How to read a report

Every report opens with a reproducibility header: the tool and its exact version or commit, the model, the harness commit, and the task, all pinned. A benchmark number means nothing if you cannot say which build produced it, so each report says precisely which build produced it, and gives you the one command to run it again.

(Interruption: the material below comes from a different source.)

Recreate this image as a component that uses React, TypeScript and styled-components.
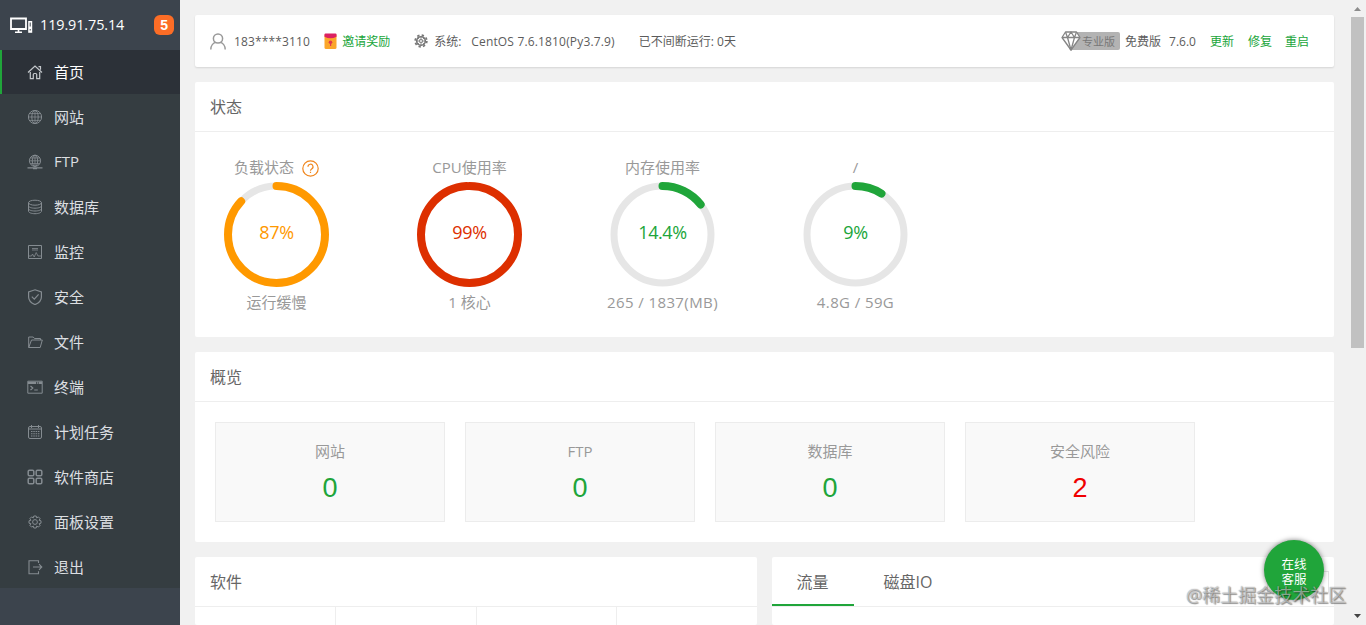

After that the report is plain prose. What the task asked for, what the tool did step by step, where it went right or wrong, and the lesson. You do not need to have read the source of the harness to follow one. Where a report leans on a harness detail, like how grading works or how a task is validated, it explains that detail in place.

Why keep failures

A tool that fails a task the harness can grade is one of the most useful things this lab produces. It is a concrete, reproducible gap: here is a run, here is where it went wrong, here is the smallest change that would have fixed it. Some of the reports below are failures kept on purpose, because the reason a run failed is often more instructive than a wall of green.

One caution the reports take seriously: a failing run is not automatically a bad task. Before blaming the task, the report checks whether the answer was actually reachable from what the tool was given. Sometimes it was, and the failure is real. That distinction is the whole discipline of reading a run honestly, and the reports try to model it.